+++ Record set +++

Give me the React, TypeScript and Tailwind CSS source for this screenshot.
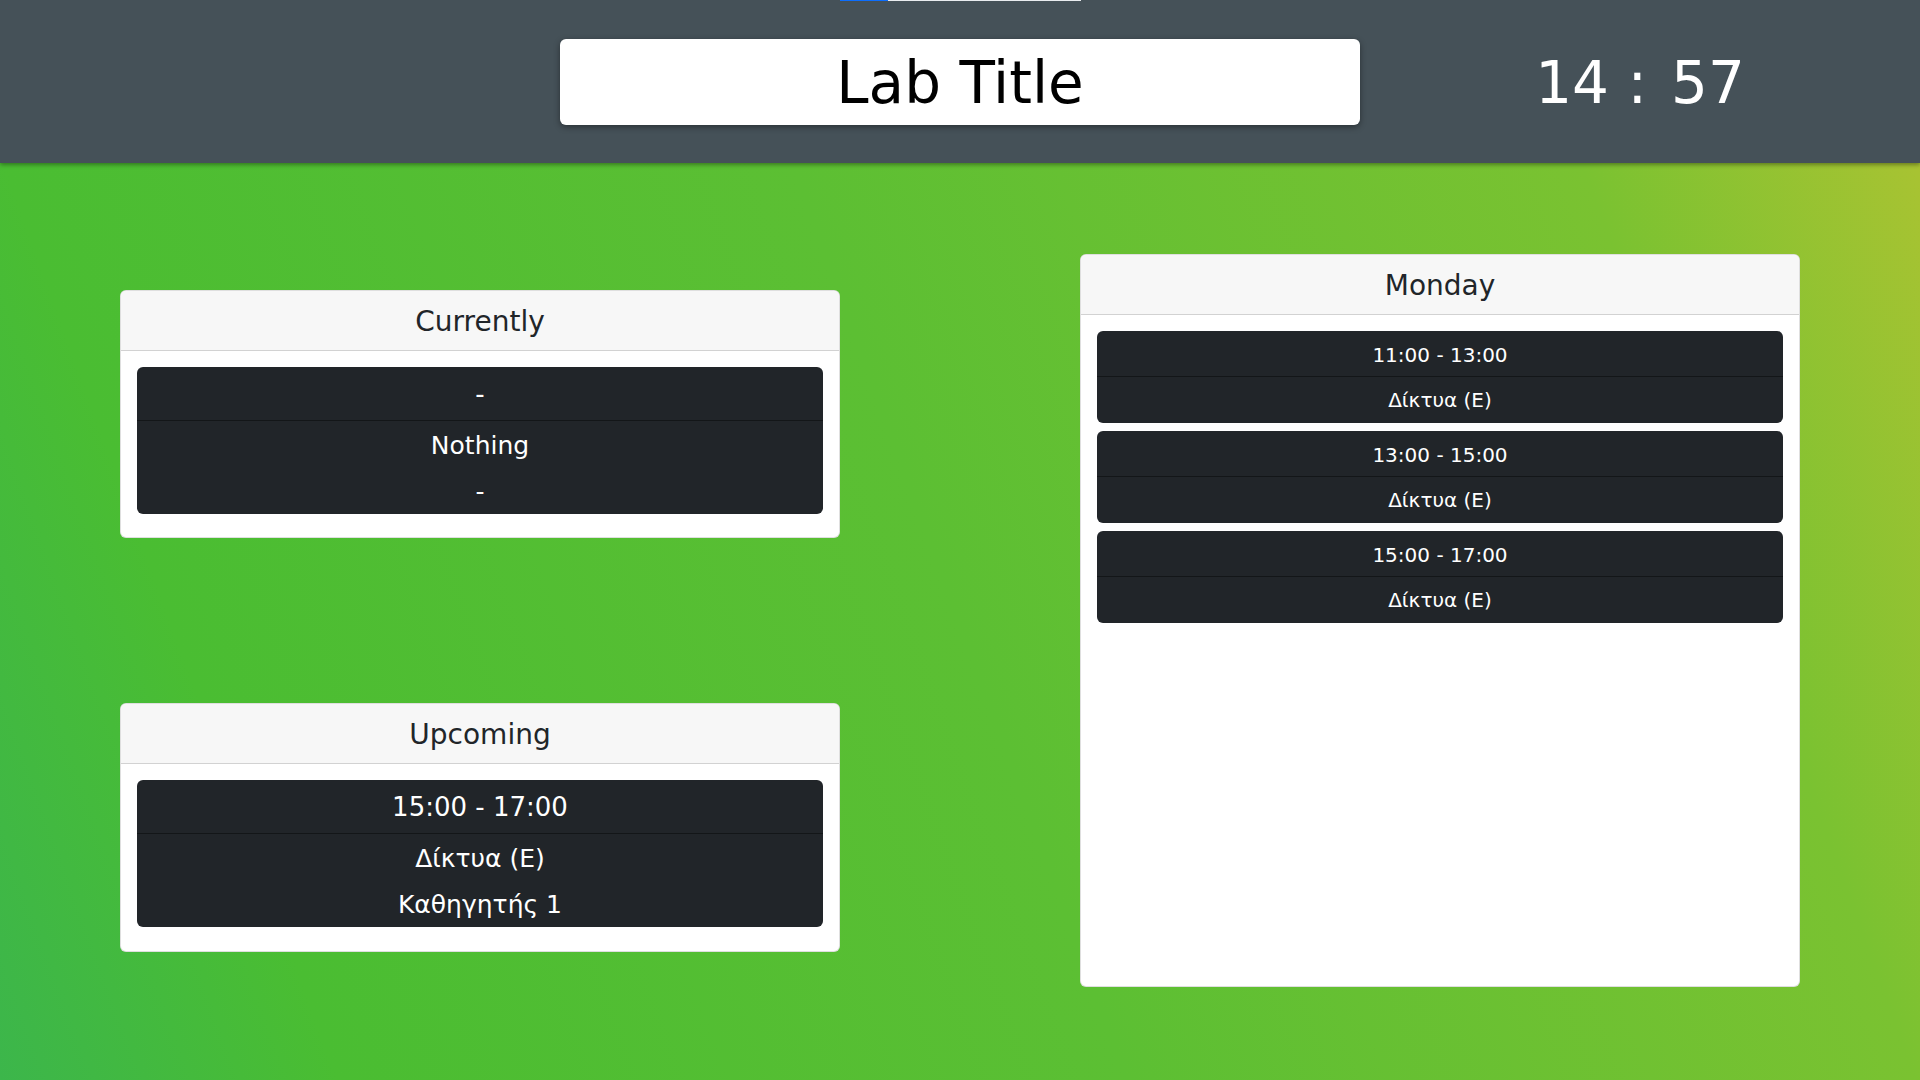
import React from 'react';

type Slot = { time: string; title: string };

const mondaySlots: Slot[] = [
  { time: '11:00 - 13:00', title: 'Δίκτυα (Ε)' },
  { time: '13:00 - 15:00', title: 'Δίκτυα (Ε)' },
  { time: '15:00 - 17:00', title: 'Δίκτυα (Ε)' },
];

function Card({ title, className, children }: { title: string; className?: string; children: React.ReactNode }) {
  return (
    <div className={`w-[720px] mx-auto flex flex-col bg-white border border-black/[.125] rounded-[6px] overflow-hidden ${className ?? ''}`}>
      <div className="h-[60px] shrink-0 flex items-center justify-center pt-[2px] bg-[#f7f7f7] border-b border-black/[.15] text-[28px] text-[#212529]">
        {title}
      </div>
      {children}
    </div>
  );
}

// bloc sombre avec trois lignes : horaire, matière, enseignant
function InfoBlock({ top, middle, bottom }: { top: string; middle: string; bottom: string }) {
  return (
    <div className="bg-[#212529] rounded-[6px] text-white text-center">
      <div className="h-[54px] flex items-center justify-center pt-[2px] text-[26px] border-b border-black/40">{top}</div>
      <div className="h-[47px] flex items-center justify-center pt-[2px] text-[25px]">{middle}</div>
      <div className="h-[46px] flex items-center justify-center pt-[2px] text-[25px]">{bottom}</div>
    </div>
  );
}

export default function App() {
  return (
    <div className="min-h-screen flex flex-col" style={{ fontFamily: '"DejaVu Sans", Verdana, sans-serif' }}>
      <header className="relative z-10 h-[163px] shrink-0 grid grid-cols-[560px_800px_1fr] items-center bg-[#455158] shadow-[0_2px_4px_rgba(0,0,0,0.35)]">
        <div className="absolute top-0 left-[840px] w-[241px] h-px bg-[#e9ecef]">
          <div className="w-[48px] h-full bg-[#0d6efd]" />
        </div>
        <div />
        <div className="h-[86px] flex items-center justify-center pt-[3px] bg-white rounded-[6px] shadow-[0_2px_6px_rgba(0,0,0,0.4)] text-[58px] text-black">
          Lab Title
        </div>
        <div className="flex justify-center pt-[3px] text-[58px] text-white whitespace-pre">
          <span>14 :</span>
          <span className="ml-[24px]">57</span>
        </div>
      </header>

      <main className="flex-1 grid grid-cols-2 py-[91px] bg-[linear-gradient(70deg,#3cb64b_0%,#4abd32_15%,#5cbf33_50%,#7ac231_85%,#a8c332_100%)]">
        <div className="flex flex-col pt-[36px] gap-[165px]">
          <Card title="Currently" className="h-[248px]">
            <div className="px-4 pt-4">
              <InfoBlock top="-" middle="Nothing" bottom="-" />
            </div>
          </Card>
          <Card title="Upcoming" className="h-[249px]">
            <div className="px-4 pt-4">
              <InfoBlock top="15:00 - 17:00" middle="Δίκτυα (Ε)" bottom="Καθηγητής 1" />
            </div>
          </Card>
        </div>

        <div>
          <Card title="Monday" className="h-[733px]">
            <div className="px-4 pt-4 flex flex-col gap-2">
              {mondaySlots.map((s, i) => (
                <div key={i} className="bg-[#212529] rounded-[6px] text-white text-center text-[20px]">
                  <div className="h-[46px] flex items-center justify-center pt-[2px] border-b border-black/40">{s.time}</div>
                  <div className="h-[46px] flex items-center justify-center">{s.title}</div>
                </div>
              ))}
            </div>
          </Card>
        </div>
      </main>
    </div>
  );
}
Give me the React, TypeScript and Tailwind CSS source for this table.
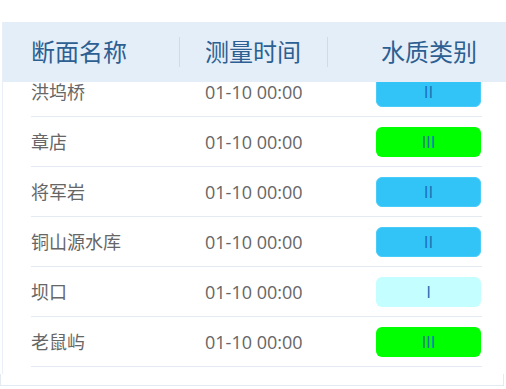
import React from "react";

const rows = [
  { name: "洪坞桥", time: "01-10 00:00", level: "II" },
  { name: "章店", time: "01-10 00:00", level: "III" },
  { name: "将军岩", time: "01-10 00:00", level: "II" },
  { name: "铜山源水库", time: "01-10 00:00", level: "II" },
  { name: "坝口", time: "01-10 00:00", level: "I" },
  { name: "老鼠屿", time: "01-10 00:00", level: "III" },
];

function badgeClass(level: string) {
  if (level === "III") return "bg-[#00ff00]";
  if (level === "I") return "bg-[#c4feff]";
  return "bg-[#33c4f7] border border-[#49ccf8]";
}

export default function App() {
  return (
    <div
      className="w-[506px] h-[389px] bg-white overflow-hidden flex flex-col"
      style={{ fontFamily: '"Open Sans", "Noto Sans CJK SC", sans-serif' }}
    >
      <div className="h-[22px] shrink-0" />
      <div className="ml-[2px] h-[352px] shrink-0 border-l border-[#e8eff7] flex flex-col">
        <div className="h-[60px] shrink-0 bg-[#e4eef8] flex items-center text-[24px] leading-none text-[#2d5f92]">
          <div className="w-[176px] shrink-0 pl-[28px]">断面名称</div>
          <div className="w-px h-[30px] bg-[#cbdcec] shrink-0" />
          <div className="w-[147px] shrink-0 pl-[25px]">测量时间</div>
          <div className="w-px h-[30px] bg-[#cbdcec] shrink-0" />
          <div className="flex-1 pl-[53px]">水质类别</div>
        </div>
        <div className="flex-1 overflow-hidden">
          <div className="-mt-[15px] ml-[28px] w-[451px]">
            {rows.map((r, i) => (
              <div
                key={i}
                className="h-[50px] flex items-center border-b border-[#e4eaf2] text-[18px] leading-none text-[#666666]"
              >
                <div className="w-[174px] shrink-0">{r.name}</div>
                <div className="w-[171px] shrink-0 text-[18px]">{r.time}</div>
                <div
                  className={`w-[105px] h-[30px] rounded-[6px] flex items-center justify-center text-[#1c6fb4] text-[17px] ${badgeClass(r.level)}`}
                >
                  {r.level}
                </div>
              </div>
            ))}
          </div>
        </div>
      </div>
      <div className="w-[504px] h-[12px] shrink-0 border-l border-r border-b border-[#e4eaf2]" />
    </div>
  );
}
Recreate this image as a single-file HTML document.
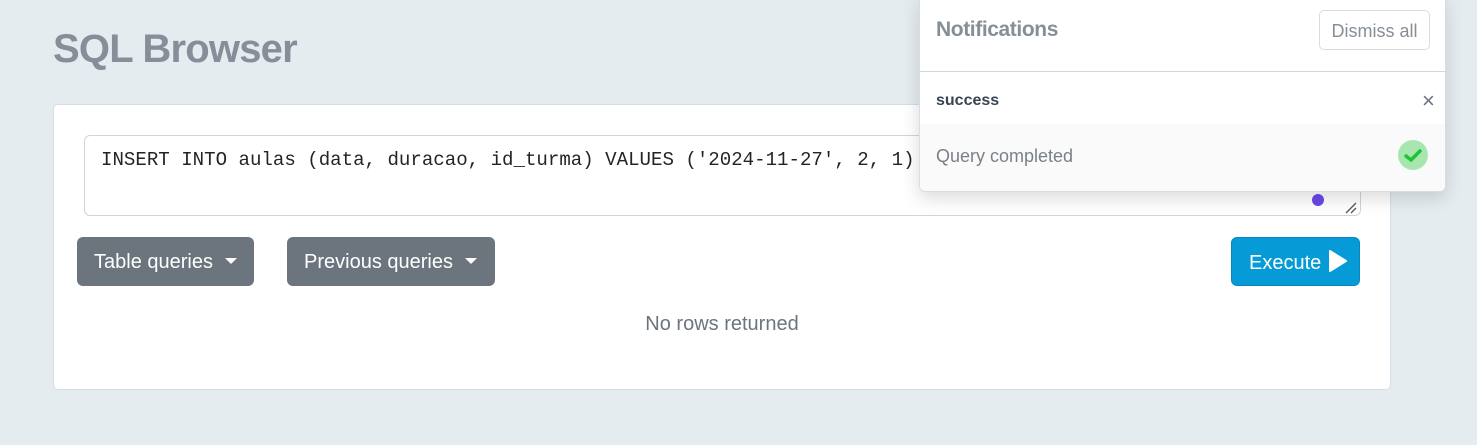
<!DOCTYPE html>
<html><head><style>
*{box-sizing:border-box;margin:0;padding:0}
body{width:1477px;height:445px;background:#e5ecf0;font-family:"Liberation Sans",sans-serif;position:relative;overflow:hidden}
.abs{position:absolute}
h1{position:absolute;left:53px;top:27px;font-size:40px;font-weight:bold;color:#878e99;letter-spacing:-0.8px}
.card{left:53px;top:104px;width:1338px;height:286px;background:#fff;border:1px solid #d5dde5;border-radius:5px}
.ta{left:84px;top:135px;width:1277px;height:81px;border:1px solid #ced4da;border-radius:6px;background:#fff}
.code{left:101px;top:149px;font-family:"Liberation Mono",monospace;font-size:19.1px;color:#212529;white-space:pre}
.btn{top:237px;height:49px;border-radius:6px;background:#6c757d;color:#fff;font-size:20px;line-height:51px;padding-left:17px}
.caret{display:inline-block;width:0;height:0;border-left:6px solid transparent;border-right:6px solid transparent;border-top:6px solid #fff;vertical-align:4px;margin-left:12px}
.exec{left:1231px;top:237px;width:129px;height:49px;border-radius:6px;background:#069bd6;border:1px solid #0589c0;color:#fff;font-size:20px;line-height:49px;padding-left:17px}
.nr{left:0;width:1444px;top:313px;text-align:center;font-size:20px;color:#6c757d}
.panel{left:919px;top:-5px;width:527px;height:197px;background:#fff;border:1px solid #d5dde5;border-radius:6px;box-shadow:0 6px 18px rgba(0,0,0,.15);overflow:hidden}
</style></head><body>
<h1>SQL Browser</h1>
<div class="abs card"></div>
<div class="abs ta"></div>
<div class="abs code">INSERT INTO aulas (data, duracao, id_turma) VALUES ('2024-11-27', 2, 1)</div>
<div class="abs" style="left:1312px;top:194px;width:12px;height:12px;border-radius:50%;background:#6a48ec"></div>
<svg class="abs" style="left:1344px;top:202px" width="14" height="12"><path d="M2 11L12 1M7 11L12 6" stroke="#555" stroke-width="1.3"/></svg>
<div class="abs btn" style="left:77px;width:177px">Table queries<span class="caret"></span></div>
<div class="abs btn" style="left:287px;width:208px">Previous queries<span class="caret"></span></div>
<div class="abs exec" style="line-height:51px">Execute <svg width="20" height="22" style="vertical-align:-3px"><path d="M3 1L19 11L3 21Z" fill="#fff" stroke="#fff" stroke-width="2" stroke-linejoin="round"/></svg></div>
<div class="abs nr">No rows returned</div>
<div class="abs panel">
  <div class="abs" style="left:16px;top:22px;font-size:21px;color:#868e96;font-weight:bold;letter-spacing:-0.4px">Notifications</div>
  <div class="abs" style="left:399px;top:14px;width:111px;height:40px;border:1px solid #d5dde5;border-radius:5px;font-size:18px;color:#868e96;line-height:40px;text-align:center">Dismiss all</div>
  <div class="abs" style="left:0;top:75px;width:100%;height:1px;background:#cfd8e3"></div>
  <div class="abs" style="left:16px;top:96px;font-size:16px;font-weight:bold;color:#3a4552">success</div>
  <div class="abs" style="left:502px;top:92px;font-size:22px;color:#6c757d">×</div>
  <div class="abs" style="left:0;top:128px;width:100%;height:70px;background:#fafafa"></div>
  <div class="abs" style="left:16px;top:150px;font-size:18px;color:#7a8087">Query completed</div>
  <div class="abs" style="left:478px;top:144px;width:30px;height:30px;border-radius:50%;background:#a8e6b0"></div>
  <svg class="abs" style="left:484px;top:152px" width="18" height="15"><path d="M2 8L7 12L16 3" stroke="#1ec434" stroke-width="3.5" fill="none" stroke-linecap="round" stroke-linejoin="round"/></svg>
</div>
</body></html>
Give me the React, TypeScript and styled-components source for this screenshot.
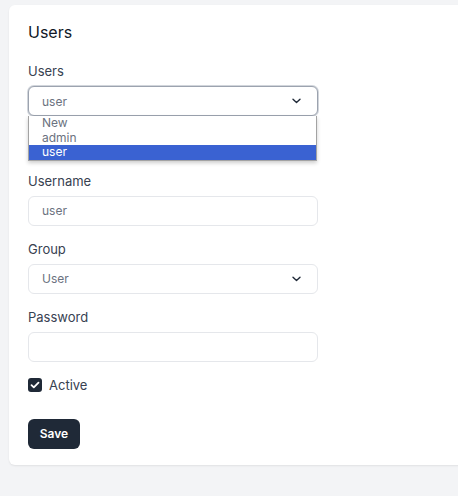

+++

Problem statement: How many of the lines above include the string "screenshot"? Answer with the number only.

Reply to the exercise: 2